### Data block
"""

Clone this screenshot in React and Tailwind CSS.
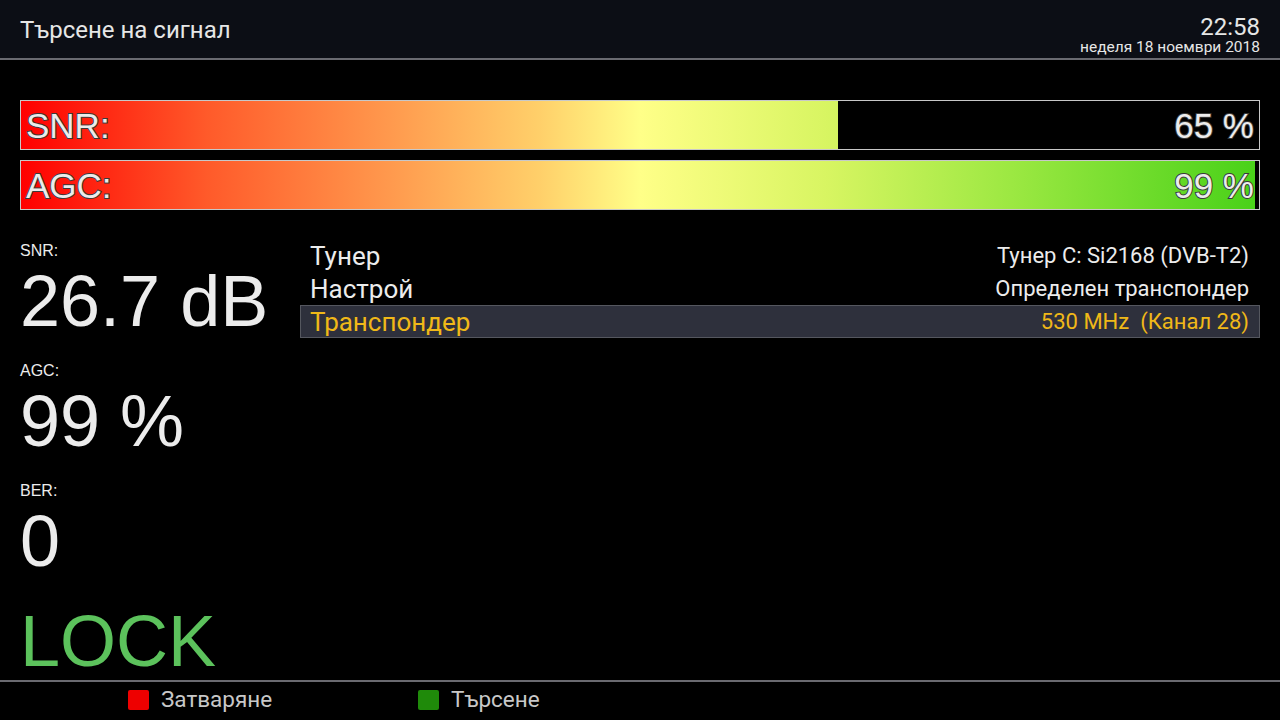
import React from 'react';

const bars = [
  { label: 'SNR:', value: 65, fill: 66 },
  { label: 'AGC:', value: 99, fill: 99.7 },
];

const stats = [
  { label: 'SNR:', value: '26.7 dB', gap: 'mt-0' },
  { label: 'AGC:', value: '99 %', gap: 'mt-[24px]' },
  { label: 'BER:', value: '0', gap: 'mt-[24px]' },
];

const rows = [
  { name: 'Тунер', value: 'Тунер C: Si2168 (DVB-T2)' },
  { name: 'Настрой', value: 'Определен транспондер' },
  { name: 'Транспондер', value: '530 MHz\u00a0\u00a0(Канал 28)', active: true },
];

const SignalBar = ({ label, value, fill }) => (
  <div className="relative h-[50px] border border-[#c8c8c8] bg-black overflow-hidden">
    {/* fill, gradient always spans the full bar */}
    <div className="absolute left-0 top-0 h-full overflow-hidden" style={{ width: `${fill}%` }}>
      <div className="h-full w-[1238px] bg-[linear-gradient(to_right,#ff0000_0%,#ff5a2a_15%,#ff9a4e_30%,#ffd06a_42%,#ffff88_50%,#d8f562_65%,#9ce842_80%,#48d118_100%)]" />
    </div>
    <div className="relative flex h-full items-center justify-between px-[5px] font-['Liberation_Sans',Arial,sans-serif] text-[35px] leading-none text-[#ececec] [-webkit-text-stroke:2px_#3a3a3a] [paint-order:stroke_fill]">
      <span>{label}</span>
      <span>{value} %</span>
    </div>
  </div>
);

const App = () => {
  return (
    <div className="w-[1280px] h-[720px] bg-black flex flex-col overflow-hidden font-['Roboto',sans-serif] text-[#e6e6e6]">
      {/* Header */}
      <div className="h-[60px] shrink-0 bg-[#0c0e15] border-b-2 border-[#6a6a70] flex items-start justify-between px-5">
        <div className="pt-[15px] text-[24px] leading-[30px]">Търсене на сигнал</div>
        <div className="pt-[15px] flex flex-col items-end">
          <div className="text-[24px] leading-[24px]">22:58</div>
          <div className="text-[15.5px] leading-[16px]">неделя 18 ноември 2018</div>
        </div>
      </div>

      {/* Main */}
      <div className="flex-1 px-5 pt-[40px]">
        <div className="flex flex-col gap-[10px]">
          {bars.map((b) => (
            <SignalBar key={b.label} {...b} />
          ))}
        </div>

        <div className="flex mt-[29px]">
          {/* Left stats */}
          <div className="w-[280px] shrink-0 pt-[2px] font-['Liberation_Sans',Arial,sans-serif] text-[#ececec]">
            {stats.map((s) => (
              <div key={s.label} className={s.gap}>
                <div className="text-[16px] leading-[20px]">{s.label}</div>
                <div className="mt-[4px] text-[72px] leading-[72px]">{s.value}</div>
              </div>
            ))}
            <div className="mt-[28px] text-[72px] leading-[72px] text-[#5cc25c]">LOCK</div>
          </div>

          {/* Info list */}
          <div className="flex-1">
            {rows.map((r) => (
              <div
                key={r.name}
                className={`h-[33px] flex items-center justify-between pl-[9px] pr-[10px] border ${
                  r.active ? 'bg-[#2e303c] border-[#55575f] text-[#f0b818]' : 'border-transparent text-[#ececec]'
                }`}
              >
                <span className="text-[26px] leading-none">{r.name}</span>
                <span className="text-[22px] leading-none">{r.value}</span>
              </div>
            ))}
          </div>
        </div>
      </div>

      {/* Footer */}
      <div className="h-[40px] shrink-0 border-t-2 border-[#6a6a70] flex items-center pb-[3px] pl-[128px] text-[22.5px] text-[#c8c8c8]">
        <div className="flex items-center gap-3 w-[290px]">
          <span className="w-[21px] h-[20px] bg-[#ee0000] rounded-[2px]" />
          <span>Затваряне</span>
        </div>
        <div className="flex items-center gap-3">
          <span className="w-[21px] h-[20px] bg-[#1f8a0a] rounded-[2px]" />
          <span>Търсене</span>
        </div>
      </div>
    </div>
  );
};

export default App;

"""

### Prompt
Copy each line of the data that contains the word "React".

### The answer
Clone this screenshot in React and Tailwind CSS.
import React from 'react';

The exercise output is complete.